Aim of the task —
Present the following data again exactly as it is shown.
* Begin *
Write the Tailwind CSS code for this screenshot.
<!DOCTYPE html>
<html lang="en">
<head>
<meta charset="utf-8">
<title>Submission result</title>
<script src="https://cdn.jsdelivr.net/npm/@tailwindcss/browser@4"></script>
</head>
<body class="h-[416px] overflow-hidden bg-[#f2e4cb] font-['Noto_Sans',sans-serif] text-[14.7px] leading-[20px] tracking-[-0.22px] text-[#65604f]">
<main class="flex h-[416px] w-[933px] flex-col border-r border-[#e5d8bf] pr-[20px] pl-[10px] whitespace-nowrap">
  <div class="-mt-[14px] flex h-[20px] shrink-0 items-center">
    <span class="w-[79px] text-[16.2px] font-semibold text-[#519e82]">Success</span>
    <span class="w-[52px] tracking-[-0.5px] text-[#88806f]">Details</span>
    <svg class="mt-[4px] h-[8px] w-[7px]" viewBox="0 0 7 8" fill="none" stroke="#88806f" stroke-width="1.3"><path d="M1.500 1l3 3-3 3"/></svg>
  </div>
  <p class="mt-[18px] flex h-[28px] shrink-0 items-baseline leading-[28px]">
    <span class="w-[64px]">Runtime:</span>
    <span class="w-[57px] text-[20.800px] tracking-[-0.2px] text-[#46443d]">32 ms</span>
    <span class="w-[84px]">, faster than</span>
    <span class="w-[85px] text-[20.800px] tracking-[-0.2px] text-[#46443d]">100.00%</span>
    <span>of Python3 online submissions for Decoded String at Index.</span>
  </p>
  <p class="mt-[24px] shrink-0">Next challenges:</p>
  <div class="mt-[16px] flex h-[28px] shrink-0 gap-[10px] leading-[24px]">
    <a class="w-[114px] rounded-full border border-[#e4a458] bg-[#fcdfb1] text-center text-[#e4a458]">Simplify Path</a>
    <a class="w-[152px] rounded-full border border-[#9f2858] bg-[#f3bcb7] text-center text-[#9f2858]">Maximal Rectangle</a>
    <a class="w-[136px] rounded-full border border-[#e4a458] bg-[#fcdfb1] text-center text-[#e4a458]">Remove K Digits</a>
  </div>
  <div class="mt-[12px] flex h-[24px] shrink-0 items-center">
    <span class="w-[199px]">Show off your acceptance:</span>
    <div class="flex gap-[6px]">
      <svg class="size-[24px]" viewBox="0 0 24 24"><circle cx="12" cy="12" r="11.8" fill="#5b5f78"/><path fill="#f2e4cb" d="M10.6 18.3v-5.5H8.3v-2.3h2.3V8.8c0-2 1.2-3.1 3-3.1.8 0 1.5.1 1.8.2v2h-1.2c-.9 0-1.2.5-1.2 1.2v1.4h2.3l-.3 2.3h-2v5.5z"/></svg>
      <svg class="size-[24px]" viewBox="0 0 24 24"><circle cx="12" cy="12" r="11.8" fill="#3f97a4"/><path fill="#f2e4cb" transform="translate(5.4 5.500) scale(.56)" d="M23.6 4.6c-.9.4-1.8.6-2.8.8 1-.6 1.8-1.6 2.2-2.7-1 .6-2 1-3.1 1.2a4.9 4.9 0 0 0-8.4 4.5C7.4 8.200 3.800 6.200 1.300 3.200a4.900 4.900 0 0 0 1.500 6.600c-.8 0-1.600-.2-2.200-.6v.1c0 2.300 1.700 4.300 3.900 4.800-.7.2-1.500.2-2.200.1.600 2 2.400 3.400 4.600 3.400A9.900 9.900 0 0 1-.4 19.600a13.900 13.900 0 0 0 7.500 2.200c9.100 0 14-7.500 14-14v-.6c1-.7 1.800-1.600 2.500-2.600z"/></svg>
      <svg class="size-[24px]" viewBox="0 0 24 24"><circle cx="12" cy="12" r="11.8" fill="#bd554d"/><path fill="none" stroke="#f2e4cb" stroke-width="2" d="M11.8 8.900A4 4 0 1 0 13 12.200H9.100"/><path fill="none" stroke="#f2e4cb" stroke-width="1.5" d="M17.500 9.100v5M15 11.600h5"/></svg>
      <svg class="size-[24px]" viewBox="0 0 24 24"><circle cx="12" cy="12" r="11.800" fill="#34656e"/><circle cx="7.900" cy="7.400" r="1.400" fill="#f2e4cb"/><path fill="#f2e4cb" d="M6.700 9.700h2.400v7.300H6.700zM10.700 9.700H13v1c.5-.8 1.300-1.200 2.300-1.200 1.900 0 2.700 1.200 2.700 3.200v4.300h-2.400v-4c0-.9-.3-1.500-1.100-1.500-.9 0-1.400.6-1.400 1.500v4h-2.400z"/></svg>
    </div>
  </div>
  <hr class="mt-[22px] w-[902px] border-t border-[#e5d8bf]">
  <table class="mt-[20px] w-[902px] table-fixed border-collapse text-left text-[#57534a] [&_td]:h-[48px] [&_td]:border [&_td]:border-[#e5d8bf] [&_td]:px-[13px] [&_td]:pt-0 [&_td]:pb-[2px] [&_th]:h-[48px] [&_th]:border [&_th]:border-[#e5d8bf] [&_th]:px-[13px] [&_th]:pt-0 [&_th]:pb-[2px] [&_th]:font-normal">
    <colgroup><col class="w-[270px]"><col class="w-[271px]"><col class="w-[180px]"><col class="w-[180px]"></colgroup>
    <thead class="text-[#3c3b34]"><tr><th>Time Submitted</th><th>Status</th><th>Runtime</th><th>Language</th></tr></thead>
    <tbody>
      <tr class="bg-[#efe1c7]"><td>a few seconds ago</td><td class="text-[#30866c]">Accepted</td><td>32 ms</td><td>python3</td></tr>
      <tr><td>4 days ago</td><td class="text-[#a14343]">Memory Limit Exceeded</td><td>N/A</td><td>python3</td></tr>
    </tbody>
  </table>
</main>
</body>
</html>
* End *
Response to this task —
Write the Tailwind CSS code for this screenshot.
<!DOCTYPE html>
<html lang="en">
<head>
<meta charset="utf-8">
<title>Submission result</title>
<script src="https://cdn.jsdelivr.net/npm/@tailwindcss/browser@4"></script>
</head>
<body class="h-[416px] overflow-hidden bg-[#f2e4cb] font-['Noto_Sans',sans-serif] text-[14.7px] leading-[20px] tracking-[-0.22px] text-[#65604f]">
<main class="flex h-[416px] w-[933px] flex-col border-r border-[#e5d8bf] pr-[20px] pl-[10px] whitespace-nowrap">
  <div class="-mt-[14px] flex h-[20px] shrink-0 items-center">
    <span class="w-[79px] text-[16.2px] font-semibold text-[#519e82]">Success</span>
    <span class="w-[52px] tracking-[-0.5px] text-[#88806f]">Details</span>
    <svg class="mt-[4px] h-[8px] w-[7px]" viewBox="0 0 7 8" fill="none" stroke="#88806f" stroke-width="1.3"><path d="M1.500 1l3 3-3 3"/></svg>
  </div>
  <p class="mt-[18px] flex h-[28px] shrink-0 items-baseline leading-[28px]">
    <span class="w-[64px]">Runtime:</span>
    <span class="w-[57px] text-[20.800px] tracking-[-0.2px] text-[#46443d]">32 ms</span>
    <span class="w-[84px]">, faster than</span>
    <span class="w-[85px] text-[20.800px] tracking-[-0.2px] text-[#46443d]">100.00%</span>
    <span>of Python3 online submissions for Decoded String at Index.</span>
  </p>
  <p class="mt-[24px] shrink-0">Next challenges:</p>
  <div class="mt-[16px] flex h-[28px] shrink-0 gap-[10px] leading-[24px]">
    <a class="w-[114px] rounded-full border border-[#e4a458] bg-[#fcdfb1] text-center text-[#e4a458]">Simplify Path</a>
    <a class="w-[152px] rounded-full border border-[#9f2858] bg-[#f3bcb7] text-center text-[#9f2858]">Maximal Rectangle</a>
    <a class="w-[136px] rounded-full border border-[#e4a458] bg-[#fcdfb1] text-center text-[#e4a458]">Remove K Digits</a>
  </div>
  <div class="mt-[12px] flex h-[24px] shrink-0 items-center">
    <span class="w-[199px]">Show off your acceptance:</span>
    <div class="flex gap-[6px]">
      <svg class="size-[24px]" viewBox="0 0 24 24"><circle cx="12" cy="12" r="11.8" fill="#5b5f78"/><path fill="#f2e4cb" d="M10.6 18.3v-5.5H8.3v-2.3h2.3V8.8c0-2 1.2-3.1 3-3.1.8 0 1.5.1 1.8.2v2h-1.2c-.9 0-1.2.5-1.2 1.2v1.4h2.3l-.3 2.3h-2v5.5z"/></svg>
      <svg class="size-[24px]" viewBox="0 0 24 24"><circle cx="12" cy="12" r="11.8" fill="#3f97a4"/><path fill="#f2e4cb" transform="translate(5.4 5.500) scale(.56)" d="M23.6 4.6c-.9.4-1.8.6-2.8.8 1-.6 1.8-1.6 2.2-2.7-1 .6-2 1-3.1 1.2a4.9 4.9 0 0 0-8.4 4.5C7.4 8.200 3.800 6.200 1.300 3.200a4.900 4.900 0 0 0 1.500 6.600c-.8 0-1.600-.2-2.200-.6v.1c0 2.300 1.700 4.300 3.900 4.800-.7.2-1.500.2-2.200.1.600 2 2.400 3.400 4.600 3.400A9.900 9.900 0 0 1-.4 19.600a13.900 13.900 0 0 0 7.500 2.200c9.100 0 14-7.500 14-14v-.6c1-.7 1.800-1.600 2.500-2.600z"/></svg>
      <svg class="size-[24px]" viewBox="0 0 24 24"><circle cx="12" cy="12" r="11.8" fill="#bd554d"/><path fill="none" stroke="#f2e4cb" stroke-width="2" d="M11.8 8.900A4 4 0 1 0 13 12.200H9.100"/><path fill="none" stroke="#f2e4cb" stroke-width="1.5" d="M17.500 9.100v5M15 11.600h5"/></svg>
      <svg class="size-[24px]" viewBox="0 0 24 24"><circle cx="12" cy="12" r="11.800" fill="#34656e"/><circle cx="7.900" cy="7.400" r="1.400" fill="#f2e4cb"/><path fill="#f2e4cb" d="M6.700 9.700h2.400v7.300H6.700zM10.700 9.700H13v1c.5-.8 1.300-1.200 2.300-1.200 1.900 0 2.700 1.200 2.700 3.200v4.300h-2.400v-4c0-.9-.3-1.500-1.100-1.500-.9 0-1.400.6-1.400 1.500v4h-2.400z"/></svg>
    </div>
  </div>
  <hr class="mt-[22px] w-[902px] border-t border-[#e5d8bf]">
  <table class="mt-[20px] w-[902px] table-fixed border-collapse text-left text-[#57534a] [&_td]:h-[48px] [&_td]:border [&_td]:border-[#e5d8bf] [&_td]:px-[13px] [&_td]:pt-0 [&_td]:pb-[2px] [&_th]:h-[48px] [&_th]:border [&_th]:border-[#e5d8bf] [&_th]:px-[13px] [&_th]:pt-0 [&_th]:pb-[2px] [&_th]:font-normal">
    <colgroup><col class="w-[270px]"><col class="w-[271px]"><col class="w-[180px]"><col class="w-[180px]"></colgroup>
    <thead class="text-[#3c3b34]"><tr><th>Time Submitted</th><th>Status</th><th>Runtime</th><th>Language</th></tr></thead>
    <tbody>
      <tr class="bg-[#efe1c7]"><td>a few seconds ago</td><td class="text-[#30866c]">Accepted</td><td>32 ms</td><td>python3</td></tr>
      <tr><td>4 days ago</td><td class="text-[#a14343]">Memory Limit Exceeded</td><td>N/A</td><td>python3</td></tr>
    </tbody>
  </table>
</main>
</body>
</html>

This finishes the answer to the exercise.